The Aradhana or ceremony of adoration is held every year on the anniversary of his death which is the fifth day of the waning moon in the Hindu lunar month of Pushya. The Aradhana is conducted by the Sri Thyagabrahma Mahotsava Sabha and is held in the precincts of the samadhi or memorial of the saint located at Thiruvaiyaru village in Thanjavur district. The Aradhana in its present format is less than a century old. A few days before his death in 1847, he formally renounced everything and become a sanyasi. When he passed on, his mortal remains were buried on the banks of the river Kaveri and a small memorial was built at the site. His disciples returned to their respective villages and observed his death anniversary at their own homes. The memorial soon fell into neglect and became quite dilapidated by 1903, when two of the last surviving students to have been taught by Tyagaraja happened to make a nostalgic visit to the site. These were the elderly and eminent musicians Umayalpuram Krishna Bhagavatar and Sundara Bhagavatar who were dismayed by the neglect and dilapidation and had to search for the memorial in the wild foliage of the riverbank. They arranged for the renovation of the samadhi and decided to commemorate the tithi or death anniversary of their guru every year at the Samadhi itself.
In the next year, efforts were made by musical stalwarts to observe the death anniversary regularly at Tiruvayyaru, and to use the occasion as an opportunity for his followers to converge and interact with each other. In 1905, a lavish ceremony, complete with the feeding of the poor and worship at the memorial as per Vedic tenets, was celebrated. Brothers Tillaisthanam Narasimha Bhagavatar and Tillaisthanam Panju Bhagavatar were the main financiers and organisers of the aaradhana. By the next year, the brothers had fallen out with each other and from 1906, each began conducting a parallel Aradhana. Various musicians also aligned themselves with one or the other and two rival factions came into being. The group and Aradhana celebration conducted by Narasimha Bhagavatar came to be called the Periya Katchi or the senior party since he was the elder, and that of Panju Bhat became known as the Chinna Katchi. Gradually, a convention emerged whereby the Chinna Katchi’s celebrations began five days before the Aradhana and concluded on the Aradhana day, while the Periya Katchi’s celebration began on Aradhana day and continued for four days after that. Both groups organised music performances and the feeding of the poor and so the public was the real beneficiary during the nine days. At one point, both groups were united and did not allow women to perform during the Aradhana as in those days, the only women who sang or danced in public were the devadasi or temple performers. Another point in common between the two groups was that they did not permit nadaswaram performances.

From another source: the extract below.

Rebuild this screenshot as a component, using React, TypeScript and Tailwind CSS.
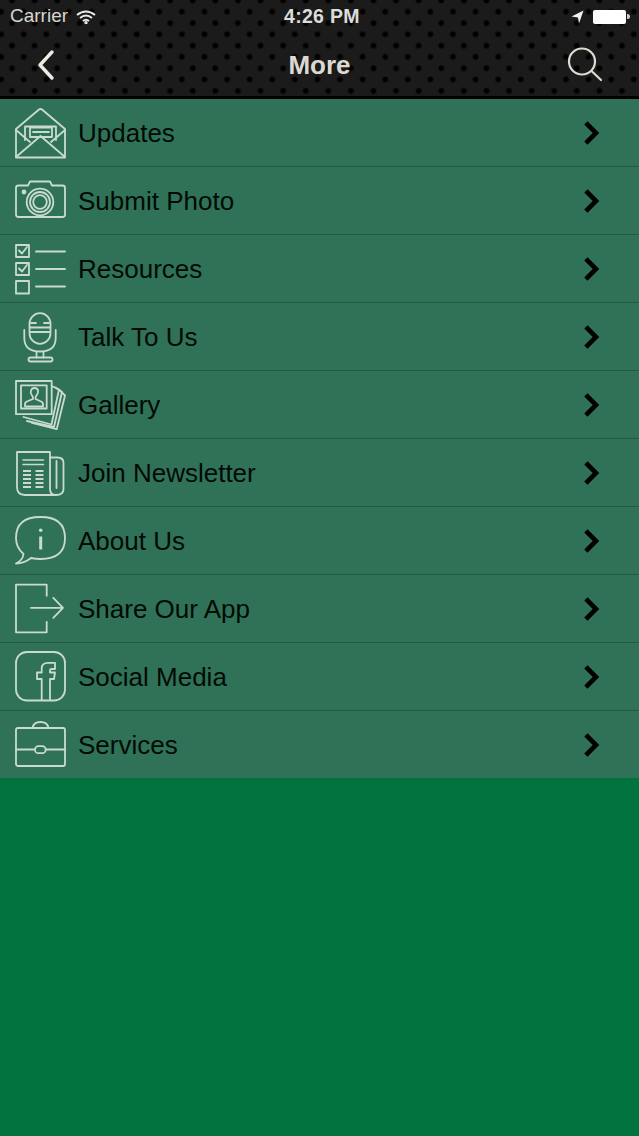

In 1921, the aged and childless Bangalore Nagarathnamma, an ardent devotee of Tyaharaja decided to dedicate her life’s earnings to preserving Tyagaraja’s legacy and perpetuating his memory. In 1925, she began the construction of a temple enclosing the memorial and according to some sources, she purchased the land on which the grave stood, whereas according to other sources, her construction was illegal, but tolerated by local residents due to its pious intentions. Nagarathnamma also had an idol of Tyagaraja sculpted and installed in front of the memorial. The consecration of the temple took place in early 1926. The two rival groups, while not interfering with all this, refused to let Nagarathnamma perform her music, or even Harikatha, within the temple which she herself had had constructed. Undeterred, Nagarathnammal began a third front which conducted its music programs at the rear of the shrine. This third event featured many women artists, and perhaps for that very reason, it began eating into the public popularity of the events hosted by the two Katchis. She also filed suits in the local courts demanding the prevention of the Katchis from entering the temple, claiming that it belonged to her by right. She lost the case, but the hours of worship were laid down by the courts, dividing the Aradhana day equally between the two Katchis and her group. Matters continued this way till 1940 when the groups united and it was in 1941 that the Aradhana as we know was first conducted and the choral rendition of the five songs was made an integral feature of the Aradhana. A huge complex is now under construction at Thiruvaiyaru at this site to accommodate the large audience that comes to the concert in ever-increasing numbers every year.